Set problem:
Wherever "screenshot" appears in a line, list that line.

Given entries:
+ + + + + + +

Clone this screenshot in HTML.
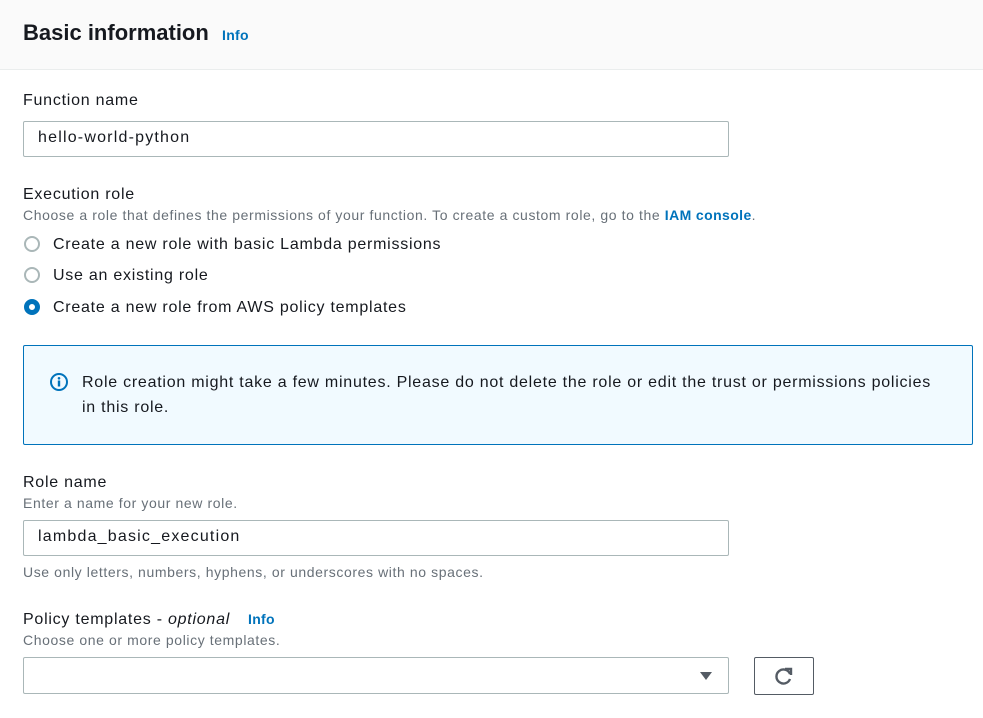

+ + + + + + +

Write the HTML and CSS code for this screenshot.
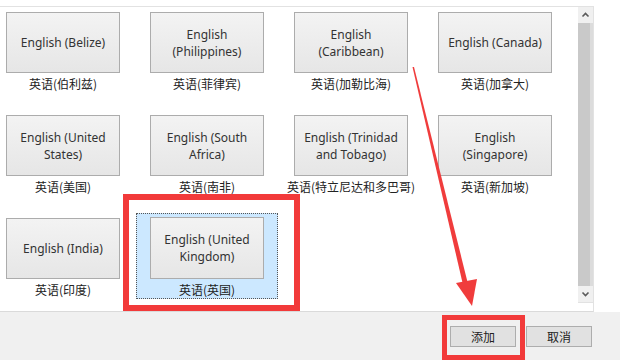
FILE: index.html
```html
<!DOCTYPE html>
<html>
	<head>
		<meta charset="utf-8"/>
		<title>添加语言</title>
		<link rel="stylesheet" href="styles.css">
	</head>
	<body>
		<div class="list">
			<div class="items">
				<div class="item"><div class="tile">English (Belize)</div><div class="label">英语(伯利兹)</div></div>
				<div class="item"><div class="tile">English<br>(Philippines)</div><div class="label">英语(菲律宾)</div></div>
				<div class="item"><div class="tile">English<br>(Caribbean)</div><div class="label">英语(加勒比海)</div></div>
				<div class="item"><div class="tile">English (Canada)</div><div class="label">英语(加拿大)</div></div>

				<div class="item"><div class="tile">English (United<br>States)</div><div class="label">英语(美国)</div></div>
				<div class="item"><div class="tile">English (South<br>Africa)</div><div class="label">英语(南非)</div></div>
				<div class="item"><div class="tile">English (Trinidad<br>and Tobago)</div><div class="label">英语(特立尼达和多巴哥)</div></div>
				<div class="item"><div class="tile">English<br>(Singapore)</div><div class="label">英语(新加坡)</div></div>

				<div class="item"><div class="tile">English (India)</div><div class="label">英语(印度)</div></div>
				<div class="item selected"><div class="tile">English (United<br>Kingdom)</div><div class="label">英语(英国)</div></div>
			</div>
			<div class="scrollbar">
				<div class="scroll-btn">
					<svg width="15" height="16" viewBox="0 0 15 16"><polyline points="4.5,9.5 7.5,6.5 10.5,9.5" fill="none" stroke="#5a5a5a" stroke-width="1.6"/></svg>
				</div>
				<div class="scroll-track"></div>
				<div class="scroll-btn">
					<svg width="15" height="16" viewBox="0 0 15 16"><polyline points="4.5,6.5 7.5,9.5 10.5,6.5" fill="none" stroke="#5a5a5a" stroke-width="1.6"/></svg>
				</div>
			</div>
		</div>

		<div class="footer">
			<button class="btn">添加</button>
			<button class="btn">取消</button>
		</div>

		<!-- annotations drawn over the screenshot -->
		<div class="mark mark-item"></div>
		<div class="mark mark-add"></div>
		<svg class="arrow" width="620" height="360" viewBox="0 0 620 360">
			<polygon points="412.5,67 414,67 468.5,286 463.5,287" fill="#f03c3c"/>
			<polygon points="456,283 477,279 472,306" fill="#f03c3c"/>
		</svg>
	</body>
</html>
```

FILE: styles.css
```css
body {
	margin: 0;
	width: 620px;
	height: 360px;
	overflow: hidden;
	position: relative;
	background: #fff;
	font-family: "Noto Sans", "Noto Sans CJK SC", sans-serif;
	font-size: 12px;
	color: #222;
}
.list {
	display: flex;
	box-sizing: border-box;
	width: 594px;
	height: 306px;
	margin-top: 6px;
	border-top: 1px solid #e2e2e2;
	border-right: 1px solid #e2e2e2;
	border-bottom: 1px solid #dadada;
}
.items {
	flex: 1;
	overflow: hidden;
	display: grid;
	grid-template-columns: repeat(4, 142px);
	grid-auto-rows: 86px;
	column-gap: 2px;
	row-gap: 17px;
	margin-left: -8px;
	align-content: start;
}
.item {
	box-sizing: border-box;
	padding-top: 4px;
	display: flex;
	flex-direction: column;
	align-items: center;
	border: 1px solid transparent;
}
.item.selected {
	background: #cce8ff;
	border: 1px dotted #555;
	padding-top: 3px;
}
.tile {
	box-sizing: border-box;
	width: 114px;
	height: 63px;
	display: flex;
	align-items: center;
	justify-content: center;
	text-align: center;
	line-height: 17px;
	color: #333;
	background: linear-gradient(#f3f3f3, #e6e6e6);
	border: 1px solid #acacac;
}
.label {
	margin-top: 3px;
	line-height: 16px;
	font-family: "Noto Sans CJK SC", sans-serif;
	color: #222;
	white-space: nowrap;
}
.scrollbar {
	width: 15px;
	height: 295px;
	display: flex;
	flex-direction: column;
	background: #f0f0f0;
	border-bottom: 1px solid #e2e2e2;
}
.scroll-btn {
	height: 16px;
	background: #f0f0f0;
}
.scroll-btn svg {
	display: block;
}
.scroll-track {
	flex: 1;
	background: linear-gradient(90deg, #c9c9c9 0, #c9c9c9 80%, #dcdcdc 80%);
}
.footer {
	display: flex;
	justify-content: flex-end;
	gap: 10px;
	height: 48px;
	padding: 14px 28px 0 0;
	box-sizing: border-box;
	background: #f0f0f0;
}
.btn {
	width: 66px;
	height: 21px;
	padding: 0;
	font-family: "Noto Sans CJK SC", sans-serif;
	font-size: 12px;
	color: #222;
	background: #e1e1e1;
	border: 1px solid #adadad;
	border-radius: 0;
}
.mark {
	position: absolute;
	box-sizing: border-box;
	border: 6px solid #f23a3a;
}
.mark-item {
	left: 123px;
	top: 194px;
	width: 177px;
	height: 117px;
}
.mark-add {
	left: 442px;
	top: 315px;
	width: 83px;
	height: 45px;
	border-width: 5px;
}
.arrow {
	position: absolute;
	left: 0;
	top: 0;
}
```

+ + + + + + +

The solution:
Clone this screenshot in HTML.
Write the HTML and CSS code for this screenshot.
		<!-- annotations drawn over the screenshot -->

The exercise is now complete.